Feryat ediyorlar, “Emeğimiz çalındı, hakkımız gasp edildi, 7 yıldır perişanız" diyorlar.

Sadece KPSS soruları mı, hâkim ve savcılık sınavı sorularını, TSK’ya giriş için subaylık ve hatta kurmaylık sorularını, öğretmenlik sınavı sorularını ve tabi polis okulu sorularını, habire çalmışlar.

Çalıp çalıp kendi adamlarına vermişler.

Bu hırsızlıklarla devletin her kademesine ‘haram süt emmiş, başkasının hakkını gasp etmiş’ hırsızlar çetesi ‘hocaefendinin has ekibi’ olarak yerleştirilirken, helal süt emmiş, hak-hukuk tanıyan masum Anadolu gençleri devlet kapılarından dışlandı.

FETÖ adım adım devleti ele geçiriyordu. Adım adım devlete sızıyordu. Gerek soruların çalınması gerek FETÖ’nün devlete sızması iddiaları karşısında en ön cephede cevap veren kişi ise dönemin hızlı “FETÖ müdafii Hüseyin Çelik’ti.

Çelik şöyle diyordu:

“Türkiye’de zaten yağmuru da cemaat yağdırıyor, karı da cemaat yağdırıyor. Biliyorsunuz fırtına olunca da cemaat çıkarıyor. Bu bir moda oldu. Birisi bir şey yapmış olacak, bunu ciddiye bile almak mümkün değil. Geçin bunları. Cemaat böyle bir şey yapmaz”

Devam ediyordu Çelik: “Cemaat devleti ele geçirmiş, devlete sızmış, soruları çalmış, buna kargalar bile güler. Bu paranoyaları bir tarafa bırakalım. Yok böyle bir şey. Cemaat böyle bir şey yapmaz.” 

Oysa 'baş hırsız Gülen' yıllar öncesinden şakirtlerine şöyle talimat veriyordu:

“Durmadan hazırlanmalıyız. Hem de hiç durmadan... Zamanı gelince, uygun boşluk bulunca maratona geçeriz. Dikkatli olmalıyız. Erken harekete geçersek tepemize binerler. Başka kuvvetler var bu ülkede. Bunları hesap ederek temkinli yürümekte yarar var. 
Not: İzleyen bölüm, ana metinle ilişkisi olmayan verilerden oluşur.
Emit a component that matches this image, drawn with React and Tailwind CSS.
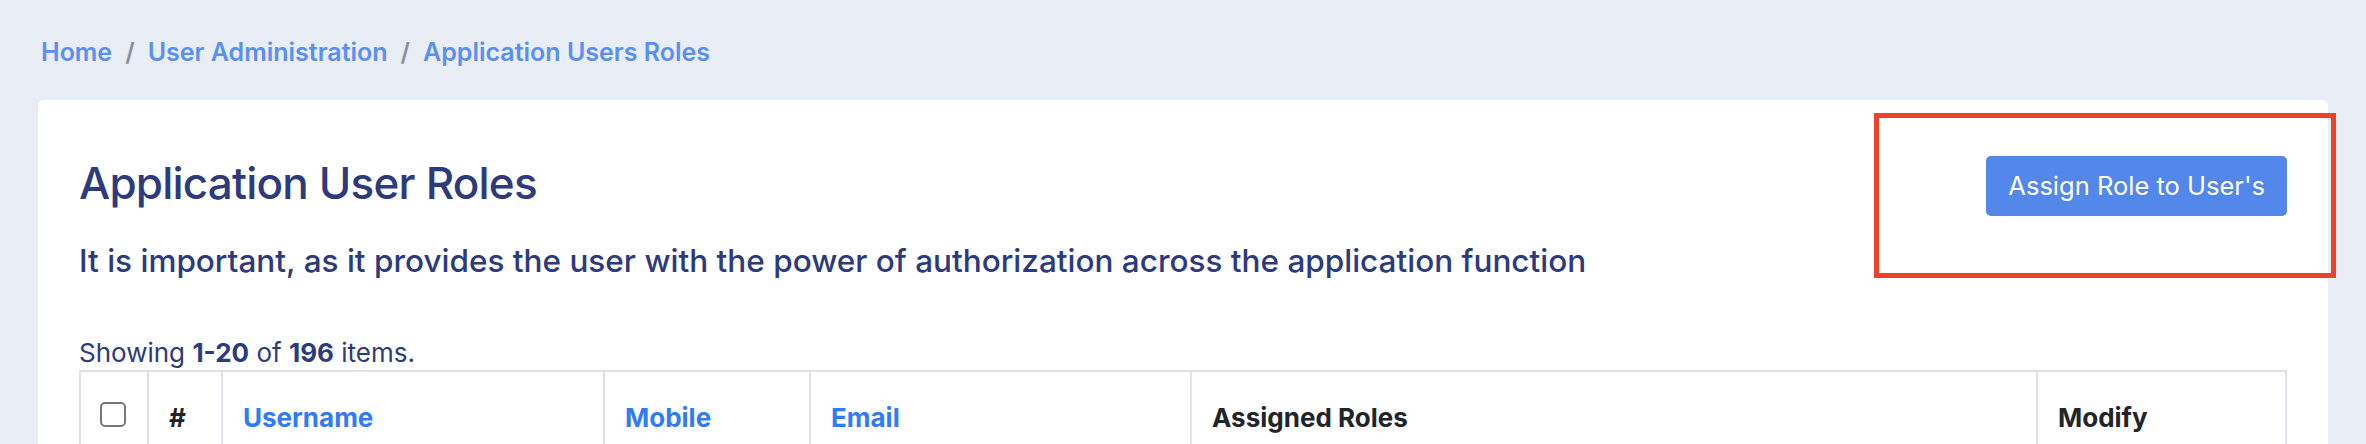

Taa ilerilere gitme, can damarları içinde dolaşma ve eğer sonra dönülüp gelinecekse yara almadan geriye gelme meselesi. Gelecek adına çok önemli esaslardır, hususlardır. Gelecek için bunlara mutlaka riayet edilmelidir. 
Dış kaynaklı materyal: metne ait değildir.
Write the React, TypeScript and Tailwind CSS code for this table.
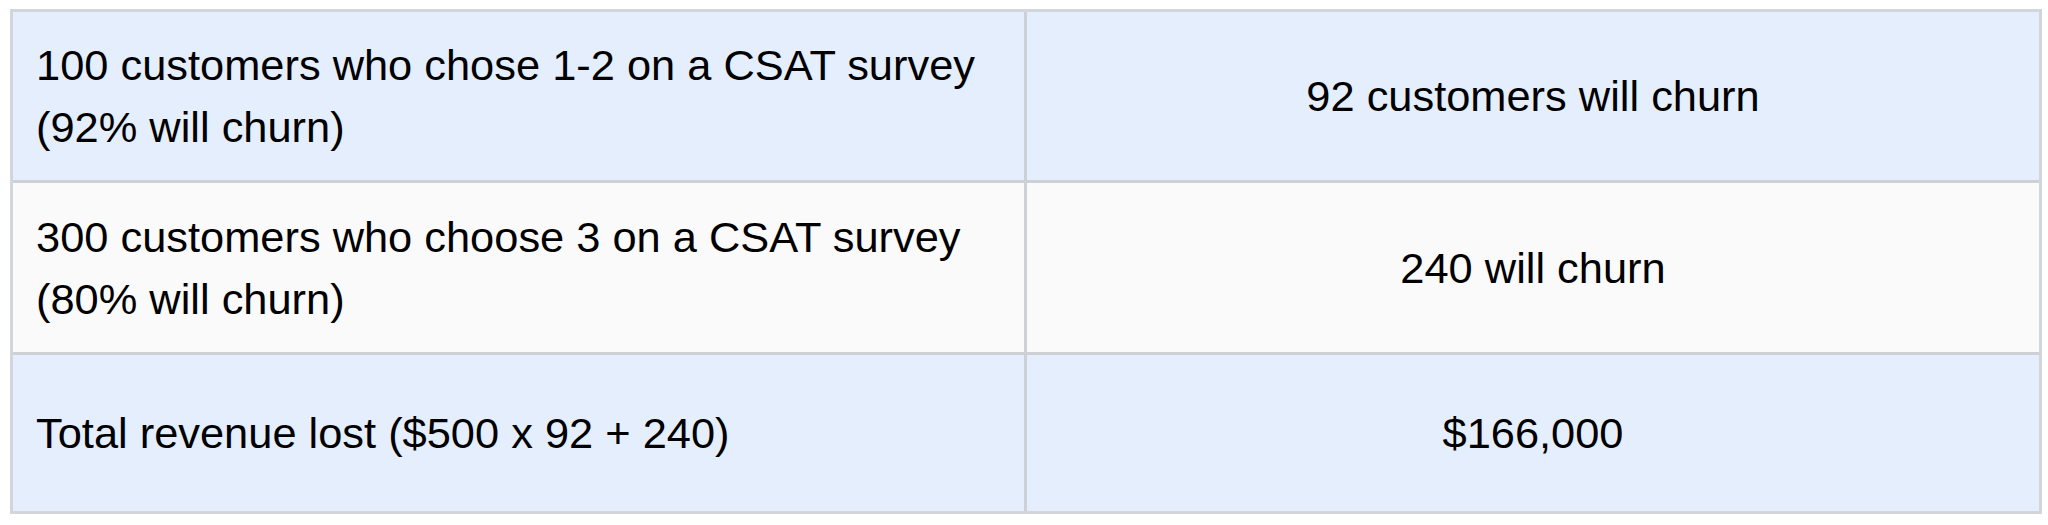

Adliye’de, Mülkiye’de veya başka bir hayati müessesede bizim arkadaşlarımızın mevcudiyeti öyle ferdi mevcudiyetler şeklinde ele alınıp öyle değerlendirilmemelidir.”

Ben, bir yandan KPSS mağdurlarının sosyal medyaya düşmüş feryatlarını okurken bir yandan da Hüseyin Çelik’in o günlerde neden apar topar bu “hırsızlar çetesini” savunma gereği duyduğunu sorguluyorum.

'Çete reisi' devleti ele geçirmek için televizyon kanallarında bile çarşaf çarşaf yayınlanan böyle açık mesajlar verirken, Hüseyin Çelik’in bu ‘hırsızlar çetesinin’ devleti ele geçirme çabalarını neden önemsemediğini sorguluyorum.

KPSS mağdurlarının feryadı ayyuka çıkmışken, o menfur hırsızlık dönemlerinde, bu hırsızları savunmak için anında öne atılan 'aktif siyasi ve bürokratik aktörlere' bu soruların sorulma vakti gelmedi mi?